- _INSTRUCTIONS TO FOLLOW_: Copy each line below without leaving any out.

- _PROVIDED MATERIAL_:
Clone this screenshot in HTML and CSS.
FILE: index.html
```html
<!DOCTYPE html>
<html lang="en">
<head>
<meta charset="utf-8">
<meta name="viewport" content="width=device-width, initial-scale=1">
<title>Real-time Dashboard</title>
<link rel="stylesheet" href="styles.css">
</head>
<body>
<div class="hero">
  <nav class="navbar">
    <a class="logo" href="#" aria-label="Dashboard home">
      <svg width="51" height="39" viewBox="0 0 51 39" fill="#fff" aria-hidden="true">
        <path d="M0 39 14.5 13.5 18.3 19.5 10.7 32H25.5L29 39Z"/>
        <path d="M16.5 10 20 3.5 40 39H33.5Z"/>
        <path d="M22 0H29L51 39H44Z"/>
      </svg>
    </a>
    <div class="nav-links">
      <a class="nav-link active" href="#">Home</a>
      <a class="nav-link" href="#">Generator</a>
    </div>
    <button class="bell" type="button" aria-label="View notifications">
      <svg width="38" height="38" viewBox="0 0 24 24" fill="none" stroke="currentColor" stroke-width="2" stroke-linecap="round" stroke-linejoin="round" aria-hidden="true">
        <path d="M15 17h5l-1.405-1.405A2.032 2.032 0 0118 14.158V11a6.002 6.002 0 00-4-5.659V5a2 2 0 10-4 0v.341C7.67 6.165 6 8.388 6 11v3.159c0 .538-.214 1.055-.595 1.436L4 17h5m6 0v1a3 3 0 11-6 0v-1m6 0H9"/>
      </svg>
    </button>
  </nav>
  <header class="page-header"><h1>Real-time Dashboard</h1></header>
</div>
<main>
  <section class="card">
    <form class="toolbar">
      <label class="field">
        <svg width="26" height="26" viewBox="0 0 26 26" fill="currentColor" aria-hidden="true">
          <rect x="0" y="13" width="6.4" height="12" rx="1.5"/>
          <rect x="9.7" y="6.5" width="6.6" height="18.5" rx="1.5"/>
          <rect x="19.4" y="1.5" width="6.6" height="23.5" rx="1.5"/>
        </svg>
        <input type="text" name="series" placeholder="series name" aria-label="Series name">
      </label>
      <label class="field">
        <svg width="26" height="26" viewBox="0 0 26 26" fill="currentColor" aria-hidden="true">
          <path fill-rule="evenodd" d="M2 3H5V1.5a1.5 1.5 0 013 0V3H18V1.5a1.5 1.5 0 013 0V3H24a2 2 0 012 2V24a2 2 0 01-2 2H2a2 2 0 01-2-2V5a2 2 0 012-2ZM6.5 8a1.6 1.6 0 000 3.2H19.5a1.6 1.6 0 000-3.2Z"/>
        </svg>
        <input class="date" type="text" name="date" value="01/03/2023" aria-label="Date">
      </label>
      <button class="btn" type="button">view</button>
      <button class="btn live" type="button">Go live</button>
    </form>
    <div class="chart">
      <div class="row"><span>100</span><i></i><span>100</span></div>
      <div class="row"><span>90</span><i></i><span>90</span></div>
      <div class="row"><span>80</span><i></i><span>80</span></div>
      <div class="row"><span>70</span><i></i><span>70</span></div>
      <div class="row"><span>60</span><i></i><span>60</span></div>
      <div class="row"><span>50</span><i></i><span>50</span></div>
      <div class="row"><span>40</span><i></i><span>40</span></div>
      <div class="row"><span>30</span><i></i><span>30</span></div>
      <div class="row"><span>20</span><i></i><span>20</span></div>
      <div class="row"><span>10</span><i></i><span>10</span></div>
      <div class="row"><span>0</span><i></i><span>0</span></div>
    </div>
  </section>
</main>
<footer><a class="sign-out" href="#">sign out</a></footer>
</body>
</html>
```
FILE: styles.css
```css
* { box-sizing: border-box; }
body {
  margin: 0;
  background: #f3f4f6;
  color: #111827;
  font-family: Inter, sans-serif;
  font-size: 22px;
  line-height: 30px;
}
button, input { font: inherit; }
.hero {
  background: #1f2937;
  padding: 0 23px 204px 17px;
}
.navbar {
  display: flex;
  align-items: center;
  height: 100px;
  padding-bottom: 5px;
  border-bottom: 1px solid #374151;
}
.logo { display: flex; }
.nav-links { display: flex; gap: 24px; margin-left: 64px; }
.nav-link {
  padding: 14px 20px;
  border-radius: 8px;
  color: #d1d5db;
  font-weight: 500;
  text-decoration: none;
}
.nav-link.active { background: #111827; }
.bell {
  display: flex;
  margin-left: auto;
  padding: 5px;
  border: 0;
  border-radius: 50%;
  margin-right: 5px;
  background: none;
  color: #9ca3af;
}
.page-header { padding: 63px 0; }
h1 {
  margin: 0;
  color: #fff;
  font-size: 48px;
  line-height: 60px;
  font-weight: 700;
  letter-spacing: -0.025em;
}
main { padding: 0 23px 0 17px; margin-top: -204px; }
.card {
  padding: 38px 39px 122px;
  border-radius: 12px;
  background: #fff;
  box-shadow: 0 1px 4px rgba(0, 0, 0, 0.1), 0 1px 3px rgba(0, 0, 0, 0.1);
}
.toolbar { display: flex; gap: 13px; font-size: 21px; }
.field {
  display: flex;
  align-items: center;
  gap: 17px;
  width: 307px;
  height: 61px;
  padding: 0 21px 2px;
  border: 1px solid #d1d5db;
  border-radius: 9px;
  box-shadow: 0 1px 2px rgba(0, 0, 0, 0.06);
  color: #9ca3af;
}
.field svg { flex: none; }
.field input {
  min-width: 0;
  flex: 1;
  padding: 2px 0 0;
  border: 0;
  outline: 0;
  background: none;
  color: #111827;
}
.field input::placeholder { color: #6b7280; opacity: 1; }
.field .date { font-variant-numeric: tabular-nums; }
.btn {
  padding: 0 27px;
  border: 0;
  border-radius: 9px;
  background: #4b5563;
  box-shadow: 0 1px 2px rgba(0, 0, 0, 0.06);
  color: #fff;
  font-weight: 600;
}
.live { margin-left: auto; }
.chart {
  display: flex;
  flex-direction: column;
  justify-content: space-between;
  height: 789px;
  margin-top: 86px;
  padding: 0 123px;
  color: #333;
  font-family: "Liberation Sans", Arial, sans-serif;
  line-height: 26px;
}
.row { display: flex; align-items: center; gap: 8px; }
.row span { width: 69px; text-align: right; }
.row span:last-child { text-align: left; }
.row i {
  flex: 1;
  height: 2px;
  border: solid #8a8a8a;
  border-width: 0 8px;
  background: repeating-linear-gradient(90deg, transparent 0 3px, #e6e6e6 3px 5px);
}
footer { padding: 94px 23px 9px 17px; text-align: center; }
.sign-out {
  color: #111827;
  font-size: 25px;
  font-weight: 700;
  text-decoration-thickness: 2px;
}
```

- _SOLUTION FOR THIS TASK_:
Clone this screenshot in HTML and CSS.
FILE: index.html
```html
<!DOCTYPE html>
<html lang="en">
<head>
<meta charset="utf-8">
<meta name="viewport" content="width=device-width, initial-scale=1">
<title>Real-time Dashboard</title>
<link rel="stylesheet" href="styles.css">
</head>
<body>
<div class="hero">
  <nav class="navbar">
    <a class="logo" href="#" aria-label="Dashboard home">
      <svg width="51" height="39" viewBox="0 0 51 39" fill="#fff" aria-hidden="true">
        <path d="M0 39 14.5 13.5 18.3 19.5 10.7 32H25.5L29 39Z"/>
        <path d="M16.5 10 20 3.5 40 39H33.5Z"/>
        <path d="M22 0H29L51 39H44Z"/>
      </svg>
    </a>
    <div class="nav-links">
      <a class="nav-link active" href="#">Home</a>
      <a class="nav-link" href="#">Generator</a>
    </div>
    <button class="bell" type="button" aria-label="View notifications">
      <svg width="38" height="38" viewBox="0 0 24 24" fill="none" stroke="currentColor" stroke-width="2" stroke-linecap="round" stroke-linejoin="round" aria-hidden="true">
        <path d="M15 17h5l-1.405-1.405A2.032 2.032 0 0118 14.158V11a6.002 6.002 0 00-4-5.659V5a2 2 0 10-4 0v.341C7.67 6.165 6 8.388 6 11v3.159c0 .538-.214 1.055-.595 1.436L4 17h5m6 0v1a3 3 0 11-6 0v-1m6 0H9"/>
      </svg>
    </button>
  </nav>
  <header class="page-header"><h1>Real-time Dashboard</h1></header>
</div>
<main>
  <section class="card">
    <form class="toolbar">
      <label class="field">
        <svg width="26" height="26" viewBox="0 0 26 26" fill="currentColor" aria-hidden="true">
          <rect x="0" y="13" width="6.4" height="12" rx="1.5"/>
          <rect x="9.7" y="6.5" width="6.6" height="18.5" rx="1.5"/>
          <rect x="19.4" y="1.5" width="6.6" height="23.5" rx="1.5"/>
        </svg>
        <input type="text" name="series" placeholder="series name" aria-label="Series name">
      </label>
      <label class="field">
        <svg width="26" height="26" viewBox="0 0 26 26" fill="currentColor" aria-hidden="true">
          <path fill-rule="evenodd" d="M2 3H5V1.5a1.5 1.5 0 013 0V3H18V1.5a1.5 1.5 0 013 0V3H24a2 2 0 012 2V24a2 2 0 01-2 2H2a2 2 0 01-2-2V5a2 2 0 012-2ZM6.5 8a1.6 1.6 0 000 3.2H19.5a1.6 1.6 0 000-3.2Z"/>
        </svg>
        <input class="date" type="text" name="date" value="01/03/2023" aria-label="Date">
      </label>
      <button class="btn" type="button">view</button>
      <button class="btn live" type="button">Go live</button>
    </form>
    <div class="chart">
      <div class="row"><span>100</span><i></i><span>100</span></div>
      <div class="row"><span>90</span><i></i><span>90</span></div>
      <div class="row"><span>80</span><i></i><span>80</span></div>
      <div class="row"><span>70</span><i></i><span>70</span></div>
      <div class="row"><span>60</span><i></i><span>60</span></div>
      <div class="row"><span>50</span><i></i><span>50</span></div>
      <div class="row"><span>40</span><i></i><span>40</span></div>
      <div class="row"><span>30</span><i></i><span>30</span></div>
      <div class="row"><span>20</span><i></i><span>20</span></div>
      <div class="row"><span>10</span><i></i><span>10</span></div>
      <div class="row"><span>0</span><i></i><span>0</span></div>
    </div>
  </section>
</main>
<footer><a class="sign-out" href="#">sign out</a></footer>
</body>
</html>
```
FILE: styles.css
```css
* { box-sizing: border-box; }
body {
  margin: 0;
  background: #f3f4f6;
  color: #111827;
  font-family: Inter, sans-serif;
  font-size: 22px;
  line-height: 30px;
}
button, input { font: inherit; }
.hero {
  background: #1f2937;
  padding: 0 23px 204px 17px;
}
.navbar {
  display: flex;
  align-items: center;
  height: 100px;
  padding-bottom: 5px;
  border-bottom: 1px solid #374151;
}
.logo { display: flex; }
.nav-links { display: flex; gap: 24px; margin-left: 64px; }
.nav-link {
  padding: 14px 20px;
  border-radius: 8px;
  color: #d1d5db;
  font-weight: 500;
  text-decoration: none;
}
.nav-link.active { background: #111827; }
.bell {
  display: flex;
  margin-left: auto;
  padding: 5px;
  border: 0;
  border-radius: 50%;
  margin-right: 5px;
  background: none;
  color: #9ca3af;
}
.page-header { padding: 63px 0; }
h1 {
  margin: 0;
  color: #fff;
  font-size: 48px;
  line-height: 60px;
  font-weight: 700;
  letter-spacing: -0.025em;
}
main { padding: 0 23px 0 17px; margin-top: -204px; }
.card {
  padding: 38px 39px 122px;
  border-radius: 12px;
  background: #fff;
  box-shadow: 0 1px 4px rgba(0, 0, 0, 0.1), 0 1px 3px rgba(0, 0, 0, 0.1);
}
.toolbar { display: flex; gap: 13px; font-size: 21px; }
.field {
  display: flex;
  align-items: center;
  gap: 17px;
  width: 307px;
  height: 61px;
  padding: 0 21px 2px;
  border: 1px solid #d1d5db;
  border-radius: 9px;
  box-shadow: 0 1px 2px rgba(0, 0, 0, 0.06);
  color: #9ca3af;
}
.field svg { flex: none; }
.field input {
  min-width: 0;
  flex: 1;
  padding: 2px 0 0;
  border: 0;
  outline: 0;
  background: none;
  color: #111827;
}
.field input::placeholder { color: #6b7280; opacity: 1; }
.field .date { font-variant-numeric: tabular-nums; }
.btn {
  padding: 0 27px;
  border: 0;
  border-radius: 9px;
  background: #4b5563;
  box-shadow: 0 1px 2px rgba(0, 0, 0, 0.06);
  color: #fff;
  font-weight: 600;
}
.live { margin-left: auto; }
.chart {
  display: flex;
  flex-direction: column;
  justify-content: space-between;
  height: 789px;
  margin-top: 86px;
  padding: 0 123px;
  color: #333;
  font-family: "Liberation Sans", Arial, sans-serif;
  line-height: 26px;
}
.row { display: flex; align-items: center; gap: 8px; }
.row span { width: 69px; text-align: right; }
.row span:last-child { text-align: left; }
.row i {
  flex: 1;
  height: 2px;
  border: solid #8a8a8a;
  border-width: 0 8px;
  background: repeating-linear-gradient(90deg, transparent 0 3px, #e6e6e6 3px 5px);
}
footer { padding: 94px 23px 9px 17px; text-align: center; }
.sign-out {
  color: #111827;
  font-size: 25px;
  font-weight: 700;
  text-decoration-thickness: 2px;
}
```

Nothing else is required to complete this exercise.